• **INPUT RECORDS**

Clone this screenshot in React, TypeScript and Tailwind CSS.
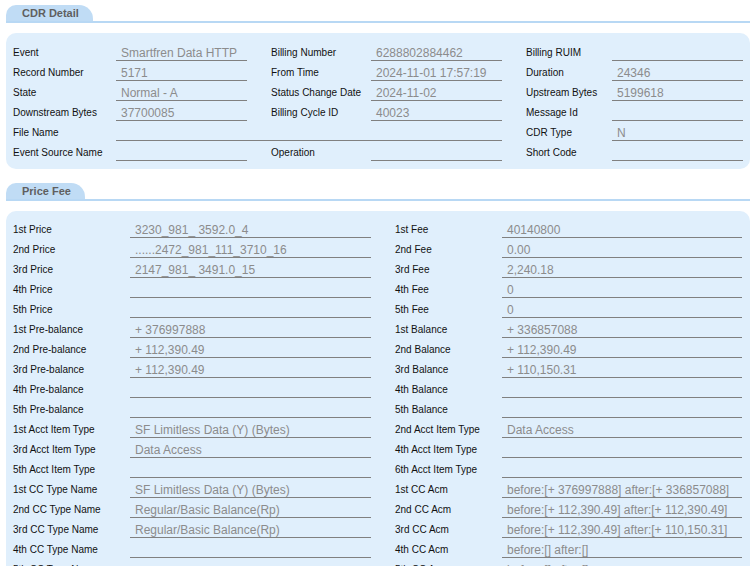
--
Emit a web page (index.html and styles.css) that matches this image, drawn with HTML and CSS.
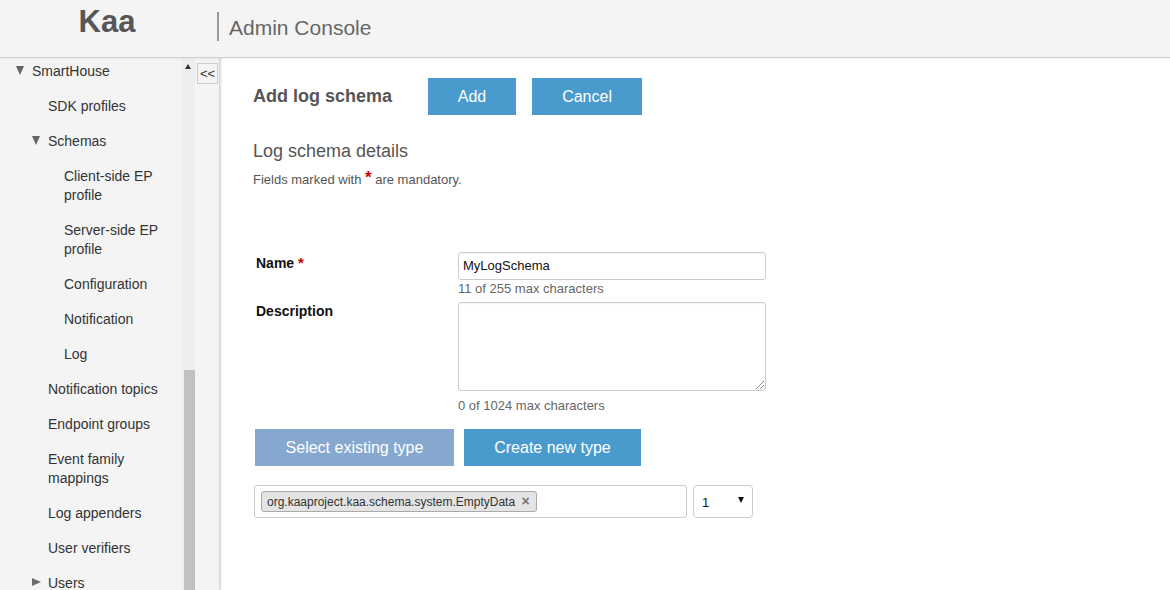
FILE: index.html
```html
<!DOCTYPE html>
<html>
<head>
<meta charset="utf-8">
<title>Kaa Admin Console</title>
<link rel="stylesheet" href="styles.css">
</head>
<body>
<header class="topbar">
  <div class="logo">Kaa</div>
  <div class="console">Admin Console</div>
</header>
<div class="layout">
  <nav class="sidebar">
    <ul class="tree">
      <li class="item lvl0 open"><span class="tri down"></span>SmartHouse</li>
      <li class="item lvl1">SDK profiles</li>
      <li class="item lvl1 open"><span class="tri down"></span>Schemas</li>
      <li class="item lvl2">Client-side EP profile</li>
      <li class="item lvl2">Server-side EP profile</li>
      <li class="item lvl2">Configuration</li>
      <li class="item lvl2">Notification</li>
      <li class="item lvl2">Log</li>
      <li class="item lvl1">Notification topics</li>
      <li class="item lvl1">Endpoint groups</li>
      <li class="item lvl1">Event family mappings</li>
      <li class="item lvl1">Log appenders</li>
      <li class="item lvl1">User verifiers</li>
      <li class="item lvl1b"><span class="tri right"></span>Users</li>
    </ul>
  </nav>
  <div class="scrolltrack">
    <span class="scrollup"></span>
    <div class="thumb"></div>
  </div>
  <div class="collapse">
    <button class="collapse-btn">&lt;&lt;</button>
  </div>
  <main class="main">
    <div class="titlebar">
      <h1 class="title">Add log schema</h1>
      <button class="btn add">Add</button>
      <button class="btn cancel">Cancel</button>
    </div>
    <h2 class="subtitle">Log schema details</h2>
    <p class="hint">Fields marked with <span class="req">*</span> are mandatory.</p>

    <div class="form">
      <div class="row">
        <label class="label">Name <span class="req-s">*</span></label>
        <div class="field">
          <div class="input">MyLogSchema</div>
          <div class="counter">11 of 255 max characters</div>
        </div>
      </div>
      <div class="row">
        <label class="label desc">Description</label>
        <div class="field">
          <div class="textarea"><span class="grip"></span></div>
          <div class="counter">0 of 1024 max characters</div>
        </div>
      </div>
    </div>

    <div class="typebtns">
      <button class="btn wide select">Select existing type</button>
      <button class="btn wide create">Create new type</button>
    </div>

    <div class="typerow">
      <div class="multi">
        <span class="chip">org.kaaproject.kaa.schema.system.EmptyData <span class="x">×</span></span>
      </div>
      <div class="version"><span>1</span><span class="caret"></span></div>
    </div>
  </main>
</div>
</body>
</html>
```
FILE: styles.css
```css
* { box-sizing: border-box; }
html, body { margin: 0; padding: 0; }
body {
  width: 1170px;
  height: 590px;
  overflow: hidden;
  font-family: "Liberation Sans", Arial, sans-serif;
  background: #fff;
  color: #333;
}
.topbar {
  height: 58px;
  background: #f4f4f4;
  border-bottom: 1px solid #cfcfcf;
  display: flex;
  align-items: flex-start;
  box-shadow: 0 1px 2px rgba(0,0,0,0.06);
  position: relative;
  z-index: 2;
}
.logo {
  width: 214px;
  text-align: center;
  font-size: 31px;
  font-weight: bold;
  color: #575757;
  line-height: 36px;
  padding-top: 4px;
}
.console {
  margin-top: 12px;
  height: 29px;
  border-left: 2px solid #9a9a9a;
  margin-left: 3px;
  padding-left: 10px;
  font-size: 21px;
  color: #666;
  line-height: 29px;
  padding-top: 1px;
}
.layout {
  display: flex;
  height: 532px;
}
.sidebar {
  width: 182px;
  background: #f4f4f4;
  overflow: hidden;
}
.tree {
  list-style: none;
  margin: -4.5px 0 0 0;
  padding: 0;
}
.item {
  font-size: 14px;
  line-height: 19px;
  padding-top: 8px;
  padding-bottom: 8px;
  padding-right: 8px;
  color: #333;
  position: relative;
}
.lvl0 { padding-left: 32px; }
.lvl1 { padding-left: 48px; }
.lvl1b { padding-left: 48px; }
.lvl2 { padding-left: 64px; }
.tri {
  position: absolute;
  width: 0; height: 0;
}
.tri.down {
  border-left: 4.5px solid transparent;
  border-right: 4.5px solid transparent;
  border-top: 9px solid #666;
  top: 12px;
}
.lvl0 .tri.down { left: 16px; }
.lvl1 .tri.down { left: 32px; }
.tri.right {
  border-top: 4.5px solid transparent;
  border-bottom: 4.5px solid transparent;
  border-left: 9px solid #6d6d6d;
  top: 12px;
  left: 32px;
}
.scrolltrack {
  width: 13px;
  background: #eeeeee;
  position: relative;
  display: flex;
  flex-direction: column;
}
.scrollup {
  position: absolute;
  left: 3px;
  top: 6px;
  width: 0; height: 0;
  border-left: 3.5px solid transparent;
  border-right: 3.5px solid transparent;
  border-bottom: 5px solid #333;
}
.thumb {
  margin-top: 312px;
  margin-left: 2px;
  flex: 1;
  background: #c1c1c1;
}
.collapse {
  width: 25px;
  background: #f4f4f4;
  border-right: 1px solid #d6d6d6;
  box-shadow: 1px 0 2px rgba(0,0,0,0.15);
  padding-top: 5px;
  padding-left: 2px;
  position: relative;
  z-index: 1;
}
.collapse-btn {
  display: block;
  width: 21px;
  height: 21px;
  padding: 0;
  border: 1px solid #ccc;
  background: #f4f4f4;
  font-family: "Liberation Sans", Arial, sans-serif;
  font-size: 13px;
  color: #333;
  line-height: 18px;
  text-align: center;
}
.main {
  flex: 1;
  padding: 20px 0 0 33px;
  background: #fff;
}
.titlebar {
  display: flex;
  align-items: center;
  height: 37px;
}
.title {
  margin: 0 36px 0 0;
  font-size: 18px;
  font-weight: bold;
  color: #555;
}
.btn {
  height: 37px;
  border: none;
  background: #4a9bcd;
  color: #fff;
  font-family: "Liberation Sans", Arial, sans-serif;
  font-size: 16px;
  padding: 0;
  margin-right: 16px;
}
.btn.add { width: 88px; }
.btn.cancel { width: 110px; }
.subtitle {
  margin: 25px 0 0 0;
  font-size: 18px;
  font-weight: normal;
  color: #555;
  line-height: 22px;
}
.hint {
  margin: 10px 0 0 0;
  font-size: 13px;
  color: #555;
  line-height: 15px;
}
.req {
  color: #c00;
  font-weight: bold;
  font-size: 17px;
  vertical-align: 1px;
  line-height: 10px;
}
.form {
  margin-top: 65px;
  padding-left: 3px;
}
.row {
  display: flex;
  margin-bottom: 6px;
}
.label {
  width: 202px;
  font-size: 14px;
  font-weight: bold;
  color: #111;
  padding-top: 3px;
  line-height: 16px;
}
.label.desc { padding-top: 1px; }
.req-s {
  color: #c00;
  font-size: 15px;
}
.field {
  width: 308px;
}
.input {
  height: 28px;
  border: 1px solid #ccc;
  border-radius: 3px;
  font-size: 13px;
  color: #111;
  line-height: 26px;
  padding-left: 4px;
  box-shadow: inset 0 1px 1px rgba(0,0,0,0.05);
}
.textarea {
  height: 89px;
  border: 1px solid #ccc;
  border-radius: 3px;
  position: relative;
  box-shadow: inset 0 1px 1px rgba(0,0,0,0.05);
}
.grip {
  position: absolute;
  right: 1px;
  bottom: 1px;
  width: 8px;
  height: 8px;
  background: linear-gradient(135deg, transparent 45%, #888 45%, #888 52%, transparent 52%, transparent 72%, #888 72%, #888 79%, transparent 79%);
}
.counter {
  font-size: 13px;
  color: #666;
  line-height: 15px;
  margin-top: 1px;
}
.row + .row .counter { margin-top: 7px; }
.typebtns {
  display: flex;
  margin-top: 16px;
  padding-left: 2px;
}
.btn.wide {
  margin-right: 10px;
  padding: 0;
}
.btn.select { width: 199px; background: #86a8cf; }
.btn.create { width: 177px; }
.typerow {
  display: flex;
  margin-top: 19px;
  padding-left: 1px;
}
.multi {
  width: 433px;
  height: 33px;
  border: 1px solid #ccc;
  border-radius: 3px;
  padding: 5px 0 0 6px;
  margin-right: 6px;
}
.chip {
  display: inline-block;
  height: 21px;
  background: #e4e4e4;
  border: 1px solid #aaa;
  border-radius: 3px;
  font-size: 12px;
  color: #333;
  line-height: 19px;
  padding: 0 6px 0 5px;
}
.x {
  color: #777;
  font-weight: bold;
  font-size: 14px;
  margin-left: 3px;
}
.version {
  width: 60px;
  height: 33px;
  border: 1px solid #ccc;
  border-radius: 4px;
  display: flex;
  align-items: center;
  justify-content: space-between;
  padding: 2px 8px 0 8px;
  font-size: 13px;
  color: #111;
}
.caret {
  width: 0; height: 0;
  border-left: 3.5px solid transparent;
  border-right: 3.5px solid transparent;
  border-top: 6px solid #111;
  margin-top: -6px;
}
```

• **YOUR INSTRUCTIONS**
Of the lines above, how many contain the word "index"? Provide the number and nothing else.

• **EXERCISE SOLUTION**
4